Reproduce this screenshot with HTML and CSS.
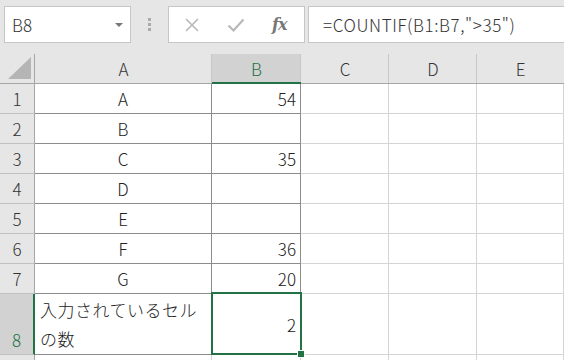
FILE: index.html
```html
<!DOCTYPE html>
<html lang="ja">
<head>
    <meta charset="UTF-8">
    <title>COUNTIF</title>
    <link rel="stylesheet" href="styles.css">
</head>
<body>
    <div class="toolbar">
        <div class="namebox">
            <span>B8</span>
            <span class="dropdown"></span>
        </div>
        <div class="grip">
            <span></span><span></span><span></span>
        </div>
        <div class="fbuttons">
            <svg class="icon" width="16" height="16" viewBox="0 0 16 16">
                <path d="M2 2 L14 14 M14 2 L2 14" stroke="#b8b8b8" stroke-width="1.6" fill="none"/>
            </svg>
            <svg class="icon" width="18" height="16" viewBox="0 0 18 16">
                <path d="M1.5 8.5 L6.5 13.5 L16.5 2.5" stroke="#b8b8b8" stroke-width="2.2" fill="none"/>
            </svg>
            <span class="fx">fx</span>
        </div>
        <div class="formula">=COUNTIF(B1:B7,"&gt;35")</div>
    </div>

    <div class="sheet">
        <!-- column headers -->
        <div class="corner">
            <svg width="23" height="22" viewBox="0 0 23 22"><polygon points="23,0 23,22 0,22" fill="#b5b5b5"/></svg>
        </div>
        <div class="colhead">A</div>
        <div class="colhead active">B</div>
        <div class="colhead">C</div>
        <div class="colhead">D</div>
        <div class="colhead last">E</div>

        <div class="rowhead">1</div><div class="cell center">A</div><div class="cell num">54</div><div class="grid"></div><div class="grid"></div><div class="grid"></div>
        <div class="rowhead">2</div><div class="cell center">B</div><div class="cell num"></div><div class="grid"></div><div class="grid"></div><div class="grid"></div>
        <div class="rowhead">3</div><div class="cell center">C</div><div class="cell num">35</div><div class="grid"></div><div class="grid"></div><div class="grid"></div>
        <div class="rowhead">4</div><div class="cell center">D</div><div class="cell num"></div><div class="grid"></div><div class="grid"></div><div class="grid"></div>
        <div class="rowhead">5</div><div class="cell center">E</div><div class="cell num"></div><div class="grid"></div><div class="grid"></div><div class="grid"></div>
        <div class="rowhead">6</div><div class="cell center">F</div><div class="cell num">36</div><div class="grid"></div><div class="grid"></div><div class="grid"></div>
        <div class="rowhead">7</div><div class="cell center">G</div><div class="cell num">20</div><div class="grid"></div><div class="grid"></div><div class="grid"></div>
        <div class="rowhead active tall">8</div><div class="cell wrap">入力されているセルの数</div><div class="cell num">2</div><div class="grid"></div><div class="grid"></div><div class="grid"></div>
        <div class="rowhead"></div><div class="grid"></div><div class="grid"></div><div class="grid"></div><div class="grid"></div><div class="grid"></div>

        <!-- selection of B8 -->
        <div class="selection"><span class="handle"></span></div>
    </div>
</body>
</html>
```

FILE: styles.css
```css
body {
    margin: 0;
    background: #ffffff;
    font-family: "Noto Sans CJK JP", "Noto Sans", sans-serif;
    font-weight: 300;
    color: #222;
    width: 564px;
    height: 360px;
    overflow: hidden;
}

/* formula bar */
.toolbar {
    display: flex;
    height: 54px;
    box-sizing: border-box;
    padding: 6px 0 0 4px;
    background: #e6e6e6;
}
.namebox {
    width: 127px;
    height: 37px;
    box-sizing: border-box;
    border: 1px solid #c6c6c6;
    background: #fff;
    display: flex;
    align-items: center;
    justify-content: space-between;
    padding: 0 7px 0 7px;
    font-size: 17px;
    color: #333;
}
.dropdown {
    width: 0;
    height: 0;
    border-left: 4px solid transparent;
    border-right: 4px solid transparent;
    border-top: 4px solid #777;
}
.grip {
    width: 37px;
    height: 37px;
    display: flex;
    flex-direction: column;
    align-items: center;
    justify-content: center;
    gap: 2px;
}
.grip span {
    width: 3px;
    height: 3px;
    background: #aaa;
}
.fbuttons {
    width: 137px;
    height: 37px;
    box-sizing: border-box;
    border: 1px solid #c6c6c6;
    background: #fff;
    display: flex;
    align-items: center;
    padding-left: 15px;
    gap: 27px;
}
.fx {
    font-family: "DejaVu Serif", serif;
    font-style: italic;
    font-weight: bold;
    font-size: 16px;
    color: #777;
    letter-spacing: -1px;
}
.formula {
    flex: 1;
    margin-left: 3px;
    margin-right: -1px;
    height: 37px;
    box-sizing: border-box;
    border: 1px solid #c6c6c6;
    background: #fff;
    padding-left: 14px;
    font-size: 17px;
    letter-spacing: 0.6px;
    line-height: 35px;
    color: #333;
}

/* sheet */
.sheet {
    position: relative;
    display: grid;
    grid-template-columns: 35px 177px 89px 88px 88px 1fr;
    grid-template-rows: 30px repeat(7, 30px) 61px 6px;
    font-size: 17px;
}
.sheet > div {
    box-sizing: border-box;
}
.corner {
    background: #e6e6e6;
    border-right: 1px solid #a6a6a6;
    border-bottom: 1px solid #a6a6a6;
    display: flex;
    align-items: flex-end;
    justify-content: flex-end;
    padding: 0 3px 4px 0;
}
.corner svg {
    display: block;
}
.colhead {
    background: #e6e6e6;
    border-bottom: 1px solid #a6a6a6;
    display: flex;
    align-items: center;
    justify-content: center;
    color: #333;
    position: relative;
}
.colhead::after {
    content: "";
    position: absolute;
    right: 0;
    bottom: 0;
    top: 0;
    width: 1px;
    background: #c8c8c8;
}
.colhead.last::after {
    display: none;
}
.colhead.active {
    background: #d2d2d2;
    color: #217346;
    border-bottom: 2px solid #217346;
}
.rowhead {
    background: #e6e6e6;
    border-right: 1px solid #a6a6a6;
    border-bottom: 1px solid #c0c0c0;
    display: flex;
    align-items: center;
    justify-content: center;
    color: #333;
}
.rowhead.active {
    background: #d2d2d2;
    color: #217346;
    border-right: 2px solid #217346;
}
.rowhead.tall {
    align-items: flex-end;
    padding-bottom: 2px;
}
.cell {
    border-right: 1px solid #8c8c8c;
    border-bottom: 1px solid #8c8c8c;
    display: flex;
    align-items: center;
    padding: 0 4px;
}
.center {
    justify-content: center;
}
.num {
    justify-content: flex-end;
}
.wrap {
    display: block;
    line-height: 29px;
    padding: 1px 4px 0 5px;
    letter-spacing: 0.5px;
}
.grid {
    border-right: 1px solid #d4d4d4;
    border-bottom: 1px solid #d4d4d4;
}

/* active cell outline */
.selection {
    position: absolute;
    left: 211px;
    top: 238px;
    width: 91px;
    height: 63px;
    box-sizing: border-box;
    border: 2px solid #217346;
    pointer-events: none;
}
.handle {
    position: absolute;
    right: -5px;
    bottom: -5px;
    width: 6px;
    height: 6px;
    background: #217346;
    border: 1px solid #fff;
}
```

────────────────────────────────────────

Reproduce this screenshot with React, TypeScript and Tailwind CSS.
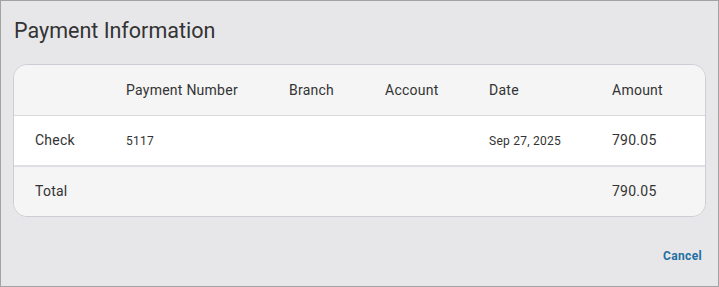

────────────────────────────────────────

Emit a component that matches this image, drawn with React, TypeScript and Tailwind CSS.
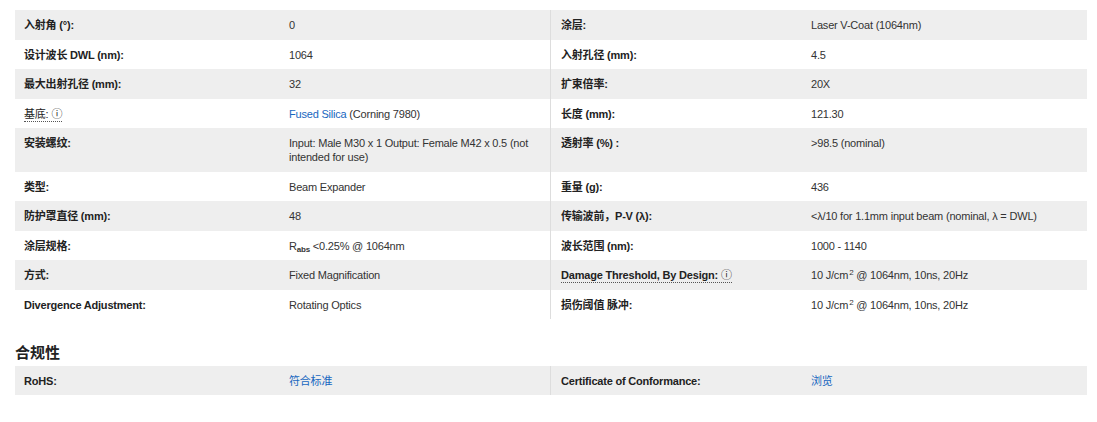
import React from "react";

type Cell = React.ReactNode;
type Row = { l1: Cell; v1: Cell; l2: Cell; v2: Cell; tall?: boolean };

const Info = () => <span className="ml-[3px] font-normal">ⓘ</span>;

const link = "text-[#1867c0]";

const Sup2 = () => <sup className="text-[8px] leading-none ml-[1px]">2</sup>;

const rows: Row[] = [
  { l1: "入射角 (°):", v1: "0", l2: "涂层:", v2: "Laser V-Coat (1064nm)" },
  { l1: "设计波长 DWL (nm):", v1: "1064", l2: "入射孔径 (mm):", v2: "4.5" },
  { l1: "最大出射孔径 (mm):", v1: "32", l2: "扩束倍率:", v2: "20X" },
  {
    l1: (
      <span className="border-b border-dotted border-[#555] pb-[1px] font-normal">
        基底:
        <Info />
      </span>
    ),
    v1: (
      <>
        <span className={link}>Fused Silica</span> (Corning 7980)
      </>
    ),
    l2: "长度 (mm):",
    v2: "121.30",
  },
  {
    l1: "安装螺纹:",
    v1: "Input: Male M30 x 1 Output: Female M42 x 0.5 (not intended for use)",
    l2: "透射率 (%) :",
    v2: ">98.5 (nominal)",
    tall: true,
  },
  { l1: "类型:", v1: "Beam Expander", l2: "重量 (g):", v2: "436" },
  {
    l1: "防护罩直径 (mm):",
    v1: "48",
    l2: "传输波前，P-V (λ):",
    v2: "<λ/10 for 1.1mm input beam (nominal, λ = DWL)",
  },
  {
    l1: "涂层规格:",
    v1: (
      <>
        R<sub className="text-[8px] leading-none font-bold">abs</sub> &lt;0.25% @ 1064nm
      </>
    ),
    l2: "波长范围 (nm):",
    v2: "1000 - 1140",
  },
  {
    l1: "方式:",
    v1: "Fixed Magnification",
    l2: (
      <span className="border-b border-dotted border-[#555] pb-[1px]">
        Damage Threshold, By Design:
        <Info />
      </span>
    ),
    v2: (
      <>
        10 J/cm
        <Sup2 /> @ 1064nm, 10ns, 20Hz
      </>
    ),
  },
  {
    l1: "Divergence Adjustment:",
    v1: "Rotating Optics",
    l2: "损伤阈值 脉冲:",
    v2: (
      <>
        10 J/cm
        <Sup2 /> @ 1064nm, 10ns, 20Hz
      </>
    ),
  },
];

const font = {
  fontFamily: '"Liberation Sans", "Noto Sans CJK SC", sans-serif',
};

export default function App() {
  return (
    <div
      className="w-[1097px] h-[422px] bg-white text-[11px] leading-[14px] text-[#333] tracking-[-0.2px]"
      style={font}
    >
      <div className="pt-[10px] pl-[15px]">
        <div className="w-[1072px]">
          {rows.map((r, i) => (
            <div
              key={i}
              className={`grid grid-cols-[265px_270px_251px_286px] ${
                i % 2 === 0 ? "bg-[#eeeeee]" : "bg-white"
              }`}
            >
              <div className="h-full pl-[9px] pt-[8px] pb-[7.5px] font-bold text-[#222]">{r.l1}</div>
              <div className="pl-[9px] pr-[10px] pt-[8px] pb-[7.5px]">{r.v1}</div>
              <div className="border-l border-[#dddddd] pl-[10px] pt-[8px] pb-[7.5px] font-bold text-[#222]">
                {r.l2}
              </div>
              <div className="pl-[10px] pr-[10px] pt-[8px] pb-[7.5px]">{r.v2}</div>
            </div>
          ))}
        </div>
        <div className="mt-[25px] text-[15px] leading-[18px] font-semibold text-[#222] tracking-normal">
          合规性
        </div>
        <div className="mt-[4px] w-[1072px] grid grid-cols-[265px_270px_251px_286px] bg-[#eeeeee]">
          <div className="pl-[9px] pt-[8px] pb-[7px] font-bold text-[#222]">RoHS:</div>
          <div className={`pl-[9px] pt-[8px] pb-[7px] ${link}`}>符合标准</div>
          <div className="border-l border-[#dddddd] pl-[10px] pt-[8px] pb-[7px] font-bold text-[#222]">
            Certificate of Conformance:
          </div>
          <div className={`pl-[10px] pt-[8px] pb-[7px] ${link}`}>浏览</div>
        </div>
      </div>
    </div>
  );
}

────────────────────────────────────────

§ Your goal
Show every line where the string "React" appears.

§ Answer for this exercise
Reproduce this screenshot with React, TypeScript and Tailwind CSS.
Emit a component that matches this image, drawn with React, TypeScript and Tailwind CSS.
import React from "react";
type Cell = React.ReactNode;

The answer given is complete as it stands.